Through shared experience of living through the region’s darkest decade since the 1930s, and ironically through the act of leaving itself, I began to make peace with the north-east. A sense of belonging that I had not felt while growing up emerged only once I had left. This perhaps should not be a surprise. I have met Geordies all over the world, bumped into them in bars, beaches and hotels in Asia, America and Africa. The one thing they have all had in common was a powerful affection and nostalgia for the region. The north-east, a place that had on so many occasions rejected me, was, I discovered, not so easy itself to reject. Even today, in my phone, under "home" is my mother’s house in Gateshead, not my house in the south. At our Christmas gatherings in London those of us who left the north-east as teenagers still ask who is going "home" for the holidays; this 30 years after our departure. And perhaps most telling of all, despite my deep teenage desire to be anywhere but by the Tyne, the sound of the north-east being criticised in a southern accent – even though I myself now have one – irks and grates. The defensiveness and tribalism that John Ardagh identified and criticised in the late 1970s is a trait I appear to have acquired.
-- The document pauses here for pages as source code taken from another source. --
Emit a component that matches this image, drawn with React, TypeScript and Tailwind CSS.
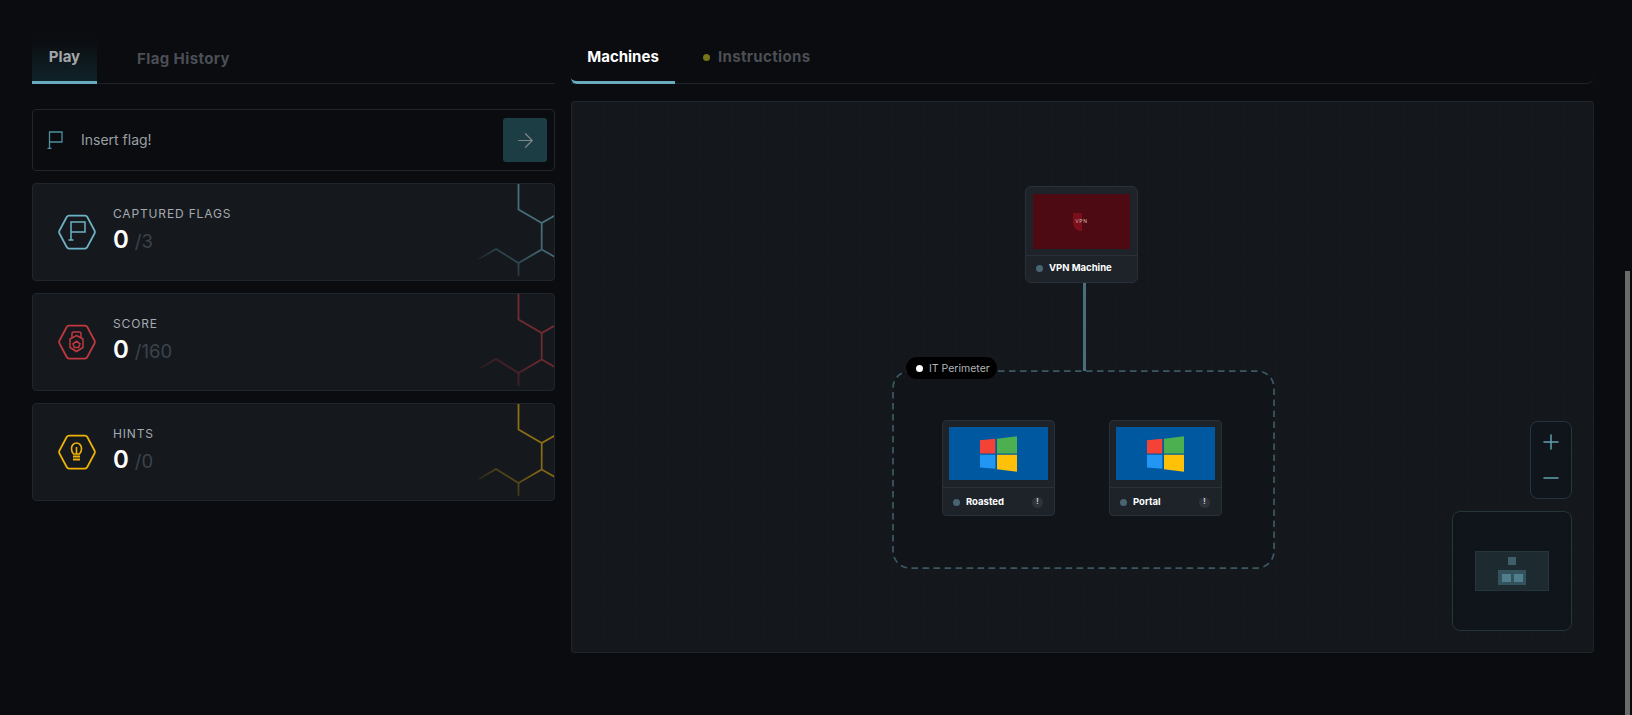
import React from 'react';
import { ArrowRight, Minus, Plus } from 'lucide-react';

type StatProps = {
  label: string;
  total: string;
  color: string;
  gradientId: string;
  icon: React.ReactNode;
};

const HexBackground = ({ color, id }: { color: string; id: string }) => (
  <svg className="absolute right-[-2px] top-0 h-[96px] w-[80px]" viewBox="0 0 80 96" fill="none">
    <defs>
      <linearGradient id={id} gradientUnits="userSpaceOnUse" x1="70" y1="10" x2="5" y2="85">
        <stop offset="0" stopColor={color} stopOpacity="0.62" />
        <stop offset="0.5" stopColor={color} stopOpacity="0.5" />
        <stop offset="1" stopColor={color} stopOpacity="0.02" />
      </linearGradient>
    </defs>
    <path
      d="M42.5 0V25.5L65.7 39L80 31M65.7 39V65.5M80 73.5L65.7 65.5L42.5 79L20 65L3 75M42.5 79V92"
      stroke={`url(#${id})`}
      strokeWidth="1.75"
    />
  </svg>
);

const HexIcon = ({ color, children }: { color: string; children: React.ReactNode }) => (
  <svg width="38" height="36" viewBox="0 0 38 36" fill="none" className="shrink-0">
    <path
      d="M11 1.5H27Q28.5 1.5 29.3 3L36.5 16.5Q37.3 18 36.5 19.5L29.3 33Q28.5 34.5 27 34.5H11Q9.5 34.5 8.7 33L1.5 19.5Q0.7 18 1.5 16.5L8.7 3Q9.5 1.5 11 1.5Z"
      stroke={color}
      strokeWidth="1.75"
    />
    {children}
  </svg>
);

const StatCard = ({ label, total, color, gradientId, icon }: StatProps) => (
  <div className="relative flex h-[98px] items-center gap-[17px] overflow-hidden rounded-[4px] border border-[#20262d] bg-[#15191e] pl-[25px]">
    <HexIcon color={color}>{icon}</HexIcon>
    <div className="flex flex-col pb-[5px]">
      <span className="text-[12px] leading-[16px] tracking-[0.07em] text-[#a4a9b0]">{label}</span>
      <div className="mt-[4px] flex items-baseline gap-[6px]">
        <span className="text-[24px] font-semibold leading-[28px] text-white">0</span>
        <span className="text-[18.5px] leading-[24px] text-[#3c434c]">{total}</span>
      </div>
    </div>
    <HexBackground color={color} id={gradientId} />
  </div>
);

const WindowsLogo = () => (
  <svg width="37" height="36" viewBox="0 0 111 107">
    <path d="M0 12L46 8V52H0Z" fill="#f44336" />
    <path d="M51 8L111 0V52H51Z" fill="#4caf50" />
    <path d="M0 56H46V98L0 94Z" fill="#2196f3" />
    <path d="M51 56H111V107L51 99Z" fill="#ffc107" />
  </svg>
);

const Machine = ({ name, className }: { name: string; className: string }) => (
  <div className={`absolute flex h-[96px] w-[113px] flex-col rounded-[4px] border border-[#2a3038] bg-[#1e232a] ${className}`}>
    <div className="mx-[6px] mt-[6px] flex h-[53px] items-center justify-center bg-[#0058a0]">
      <WindowsLogo />
    </div>
    <div className="mt-[7px] flex flex-1 items-center border-t border-[#2a3038] pl-[10px] pr-[11px] pt-[1px]">
      <span className="h-[7px] w-[7px] rounded-full bg-[#4a6572]" />
      <span className="ml-[6px] flex-1 text-[9.5px] font-bold text-white">{name}</span>
      <span className="flex h-[11px] w-[11px] items-center justify-center rounded-full bg-[#2d333b] text-[7px] font-bold text-[#d5d8dc]">!</span>
    </div>
  </div>
);

export default function App() {
  return (
    <div
      className="relative flex h-[715px] gap-[16px] overflow-hidden bg-[#0a0c0f] pl-[32px] pr-[38px] pt-[37px]"
      style={{ fontFamily: 'Inter, "Liberation Sans", sans-serif' }}
    >
      {/* left column */}
      <div className="flex w-[523px] flex-col">
        <div className="flex h-[47px] border-b border-[#1e2329]">
          <div className="flex h-[47px] w-[65px] justify-center border-b-[3px] border-[#6aaabf] bg-gradient-to-b from-[#0a0c0f] to-[#0f2329] pt-[10px] text-[15px] font-bold leading-[20px] text-[#a3a7ab]">
            Play
          </div>
          <div className="ml-[40px] pt-[12px] text-[15px] font-bold leading-[20px] tracking-[0.4px] text-[#4b4f55]">Flag History</div>
        </div>

        <div className="mt-[25px] flex h-[62px] items-center rounded-[4px] border border-[#20262d] bg-[#0a0c0f] pl-[14px] pr-[7px]">
          <svg width="16" height="18" viewBox="0 0 16 18" fill="none" stroke="#4f8fa0" strokeWidth="1.3">
            <path d="M2.5 17.5V1H15V11H2.5M0.5 17.5H4.5" />
          </svg>
          <span className="ml-[18px] flex-1 pb-[2px] text-[14px] text-[#9a9fa4]">Insert flag!</span>
          <div className="flex h-[44px] w-[44px] items-center justify-center rounded-[3px] bg-[#1d3d44]">
            <ArrowRight size={23} strokeWidth={1.25} className="text-[#7f8789]" />
          </div>
        </div>

        <div className="mt-[12px] flex flex-col gap-[12px]">
          <StatCard
            label="CAPTURED FLAGS"
            total="/3"
            color="#6eb1c4"
            gradientId="hex-flag"
            icon={<path d="M13 26V8H27V18H13M10.5 26H15.5" stroke="#6eb1c4" strokeWidth="1.5" />}
          />
          <StatCard
            label="SCORE"
            total="/160"
            color="#c0393f"
            gradientId="hex-score"
            icon={
              <g stroke="#c0393f" strokeWidth="1.5">
                <path d="M14 14V9.5Q14 8 15.5 8H21.5Q23 8 23 9.5V14" />
                <path d="M18.5 11.5L25 15V23.5L18.5 27.5L12 23.5V15Z" />
                <path d="M18.5 17.2L22 19.8L20.7 23.6H16.3L15 19.8Z" />
              </g>
            }
          />
          <StatCard
            label="HINTS"
            total="/0"
            color="#eeb105"
            gradientId="hex-hints"
            icon={
              <g stroke="#eeb105" strokeWidth="1.6">
                <path d="M15.5 20C14 18.5 13.5 16.5 13.5 14.5C13.5 11.5 15.7 9 18.5 9C21.3 9 23.5 11.5 23.5 14.5C23.5 16.5 23 18.5 21.5 20Z" />
                <path d="M18.5 13V20" />
                <path d="M15 22.5H22M15 25.5H22" strokeWidth="2" />
              </g>
            }
          />
        </div>
      </div>

      {/* right column */}
      <div className="flex w-[1023px] flex-col">
        <div className="flex h-[47px] rounded-br-[8px] border-b border-[#1e2329]">
          <div className="flex h-[47px] w-[104px] justify-center rounded-bl-[6px] border-b-[3px] border-[#6aaabf] pt-[10px] text-[15px] font-bold leading-[20px] text-white">
            Machines
          </div>
          <div className="ml-[28px] flex items-center gap-[8px] self-start pt-[10px]">
            <span className="h-[7px] w-[7px] rounded-full bg-[#777318]" />
            <span className="text-[15px] font-bold leading-[20px] tracking-[0.35px] text-[#4b4f55]">Instructions</span>
          </div>
        </div>

        <div className="relative mt-[17px] h-[552px] rounded-[3px] border border-[#1f242b] bg-[#14181d] bg-[linear-gradient(to_right,#16191f_1px,transparent_1px),linear-gradient(to_bottom,#15191e_1px,transparent_1px)] bg-[size:32px_32px]">
          {/* canvas: coordinates are the places of the diagram's nodes */}
          <div className="absolute left-[453px] top-[84px] flex h-[97px] w-[113px] flex-col rounded-[6px] border border-[#2a3038] bg-[#1e232a]">
            <div className="mx-[7px] mt-[7px] flex h-[55px] items-center justify-center bg-[#4d0a12]">
              <div className="relative flex h-[18px] w-[18px] items-center justify-center">
                <span className="absolute left-0 top-0 h-[18px] w-[9px] rounded-bl-[8px] bg-[#7a0f1a]" />
                <span className="relative text-[5px] tracking-[0.15em] text-[#d9b9bc]">VPN</span>
              </div>
            </div>
            <div className="mt-[6px] flex flex-1 items-center border-t border-[#2a3038] pb-[2px] pl-[10px]">
              <span className="h-[7px] w-[7px] rounded-full bg-[#4a6572]" />
              <span className="ml-[6px] text-[9.5px] font-bold text-white">VPN Machine</span>
            </div>
          </div>

          <div className="absolute left-[511px] top-[181px] h-[89px] w-[3px] bg-[#4a6f7c]" />

          {/* group outline */}
          <svg className="absolute left-[320px] top-[268px]" width="383" height="199" fill="#111419">
            <rect x="1" y="1" width="381" height="197" rx="17" stroke="#3b5862" strokeWidth="1.75" strokeDasharray="6.5 4.5" />
          </svg>

          <div className="absolute left-[334px] top-[255px] flex h-[22px] w-[91px] items-center rounded-full bg-black pl-[10px] text-[10.5px] text-[#b0b4b8]">
            <span className="mr-[6px] h-[7px] w-[7px] rounded-full bg-white" />
            <span className="pt-[1px]">IT Perimeter</span>
          </div>

          <Machine name="Roasted" className="left-[370px] top-[318px]" />
          <Machine name="Portal" className="left-[537px] top-[318px]" />

          <div className="absolute left-[958px] top-[319px] flex h-[78px] w-[42px] flex-col items-center justify-center gap-[12px] rounded-[8px] border border-[#26343c] bg-[#0f151b] text-[#5f9fb0]">
            <Plus size={24} strokeWidth={1.5} />
            <Minus size={24} strokeWidth={1.5} />
          </div>

          <div className="absolute left-[880px] top-[409px] flex h-[120px] w-[120px] items-center justify-center rounded-[8px] border border-[#26343c] bg-[#0f151b]">
            <div className="flex h-[40px] w-[74px] flex-col items-center border border-[#25353b] bg-[#1d2a30] pt-[5px]">
              <span className="h-[8px] w-[8px] bg-[#3f5f6a]" />
              <div className="mt-[5px] flex h-[15px] w-[28px] items-center justify-center gap-[3px] bg-[#34525c]">
                <span className="h-[8px] w-[9px] bg-[#4f7f8d]" />
                <span className="h-[8px] w-[9px] bg-[#4f7f8d]" />
              </div>
            </div>
          </div>
        </div>
      </div>

      {/* page scrollbar */}
      <div className="absolute right-[2px] top-[271px] h-[444px] w-[5px] bg-[#6b6b6b]" />
    </div>
  );
}
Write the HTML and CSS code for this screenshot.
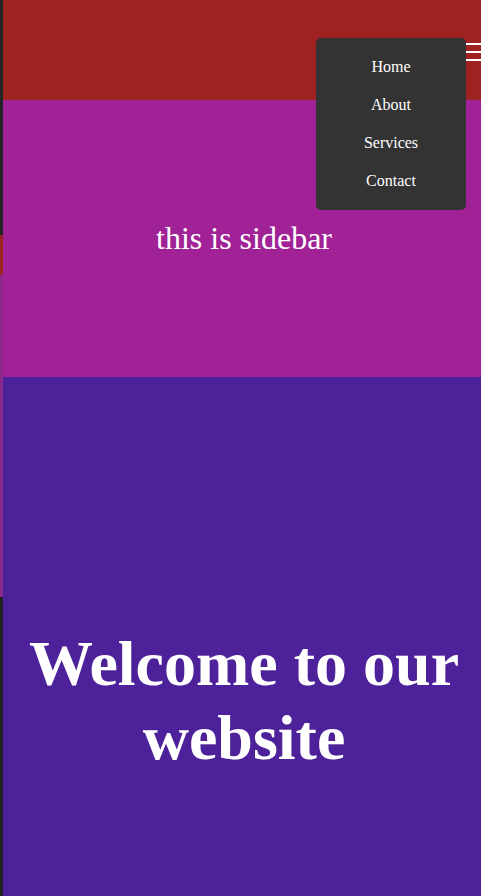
FILE: index.html
```html
<!DOCTYPE html>
<html lang="en">
<head>
<meta charset="utf-8">
<title>Welcome</title>
<link rel="stylesheet" href="styles.css">
</head>
<body>
  <div class="rail">
    <div class="rail-top"></div>
    <div class="rail-red"></div>
    <div class="rail-purple"></div>
  </div>
  <div class="page">
    <header class="header">
      <div class="burger"><span></span><span></span><span></span></div>
      <nav class="menu">
        <a href="#">Home</a>
        <a href="#">About</a>
        <a href="#">Services</a>
        <a href="#">Contact</a>
      </nav>
    </header>
    <aside class="sidebar">this is sidebar</aside>
    <main class="main">
      <h1 class="title">Welcome to our website</h1>
    </main>
  </div>
</body>
</html>
```
FILE: styles.css
```css
html, body {
  margin: 0;
  height: 100%;
  overflow: hidden;
}
body {
  background: #222222;
  display: flex;
  font-family: "Liberation Serif", "Times New Roman", serif;
  color: #ffffff;
}
.rail {
  width: 3px;
  flex: none;
  display: flex;
  flex-direction: column;
}
.rail-top { height: 235px; background: #232323; }
.rail-red { height: 40px; background: #9e2222; }
.rail-purple { height: 322px; background: #8a2a8c; }
.page {
  flex: 1;
  display: flex;
  flex-direction: column;
  position: relative;
}
.header {
  height: 100px;
  background: #9e2222;
  position: relative;
}
.burger {
  position: absolute;
  left: 463px;
  top: 43px;
  width: 25px;
  display: flex;
  flex-direction: column;
  gap: 6px;
}
.burger span {
  display: block;
  height: 2px;
  background: #ffffff;
}
.menu {
  position: absolute;
  left: 313px;
  top: 38px;
  width: 150px;
  padding: 10px 0;
  background: #333333;
  border-radius: 5px;
  display: flex;
  flex-direction: column;
  z-index: 2;
}
.menu a {
  color: #ffffff;
  text-decoration: none;
  font-size: 16px;
  line-height: 38px;
  text-align: center;
}
.sidebar {
  height: 277px;
  background: #a02296;
  display: flex;
  align-items: center;
  justify-content: center;
  font-size: 32px;
  padding-left: 4px;
}
.main {
  height: 519px;
  background: #4c219a;
  padding-top: 250px;
  padding-left: 4px;
  box-sizing: border-box;
}
.title {
  margin: 0;
  font-size: 64px;
  font-weight: bold;
  text-align: center;
}
```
We, in the early 21st century, live in the age of identity. I am mixed-race, half white, half black; I am dual national – British and Nigerian – and I am a working-class northerner who lives in a middle-class suburb of a southern city. To cut through all this complexity and duality I have, in recent years, begun to describe myself using a term that I would never have used three decades ago – Nigerian Geordie. I have, over the years, rejected my rejection. Like the plants that stowed away as seeds in the ballast of the ships that once sailed up the Tyne, the north-east is my home.